Lutoslawski’s Symphony No.4 is an almost entirely different animal, integrating more traditional aspects of Western orchestral composition with the composer’s individual and instantly recognisable language. It does share a fragmentary or block-structured feel with the Second Symphony, having what at first seem to be unrelated juxtapositions of atmosphere and melodic intent. Material develops with parallel logic however, and while the mysterious nature of the piece never really reveals its enigmatic secrets there is plenty with which the mind can get to grips and relish. The figure responsible for its commission and a champion of the work is Esa-Pekka Salonen, and his Sony recording is in a class of its own (review). Here my comparison is again with Antoni Wit on Naxos 8.553202 which is very good indeed, but again without quite the sense of involvement I feel from Jacek Kaspszyk. “One must play exactly what is written in the score” the conductor is reported as saying in the booklet notes, which has to be true, but doesn’t deliver the entire story. Kaspszyk generates a sense of urgency and commitment in his players which makes the music all the more convincing.

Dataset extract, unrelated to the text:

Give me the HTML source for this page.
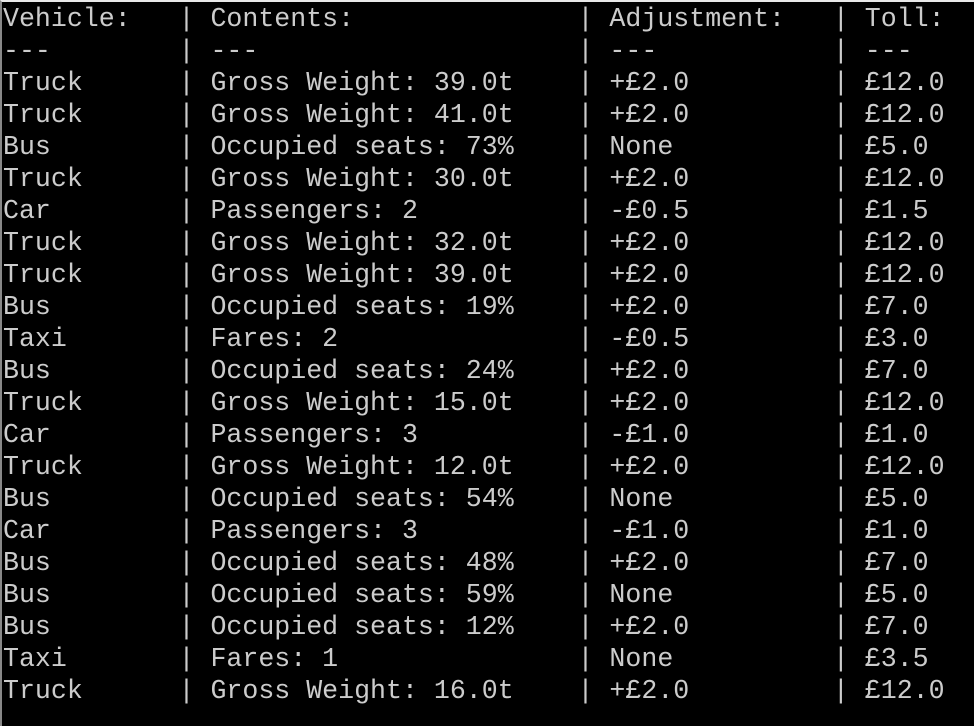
<!DOCTYPE html>
<html><head><style>
html,body{margin:0;padding:0;background:#000;width:974px;height:726px;overflow:hidden}
body{border-top:2px solid #e8e8e8;border-left:2px solid #888;box-sizing:border-box}
pre{margin:0;padding:1px 0 0 1px;font-family:"Liberation Mono",monospace;font-size:26.6px;line-height:32px;color:#cccccc;white-space:pre}
</style></head><body><pre>Vehicle:   | Contents:              | Adjustment:   | Toll:
---        | ---                    | ---           | ---
Truck      | Gross Weight: 39.0t    | +£2.0         | £12.0
Truck      | Gross Weight: 41.0t    | +£2.0         | £12.0
Bus        | Occupied seats: 73%    | None          | £5.0
Truck      | Gross Weight: 30.0t    | +£2.0         | £12.0
Car        | Passengers: 2          | -£0.5         | £1.5
Truck      | Gross Weight: 32.0t    | +£2.0         | £12.0
Truck      | Gross Weight: 39.0t    | +£2.0         | £12.0
Bus        | Occupied seats: 19%    | +£2.0         | £7.0
Taxi       | Fares: 2               | -£0.5         | £3.0
Bus        | Occupied seats: 24%    | +£2.0         | £7.0
Truck      | Gross Weight: 15.0t    | +£2.0         | £12.0
Car        | Passengers: 3          | -£1.0         | £1.0
Truck      | Gross Weight: 12.0t    | +£2.0         | £12.0
Bus        | Occupied seats: 54%    | None          | £5.0
Car        | Passengers: 3          | -£1.0         | £1.0
Bus        | Occupied seats: 48%    | +£2.0         | £7.0
Bus        | Occupied seats: 59%    | None          | £5.0
Bus        | Occupied seats: 12%    | +£2.0         | £7.0
Taxi       | Fares: 1               | None          | £3.5
Truck      | Gross Weight: 16.0t    | +£2.0         | £12.0</pre></body></html>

The strings are more forward in the recording which helps balance things more effectively, but one has the feeling with this newer recording that any sense of transition is banished entirely – every note equal in significance and expressive potential, whether accompanying and background, solo figuration or massed melodic statement. With Wit the Symphony No.4 is a remarkable orchestral piece; with Kaspszyk it grows into something which infests your imagination, a voiceless opera for the mind, filled with strange visions, dark characters and deeply dramatic moods.
 
This Opera Omnia series and the Project National Music Forum in Wroclaw is one on which it is worth keeping a close eye. With all-round high production values this is an object to treasure and a recording with terrific staying power.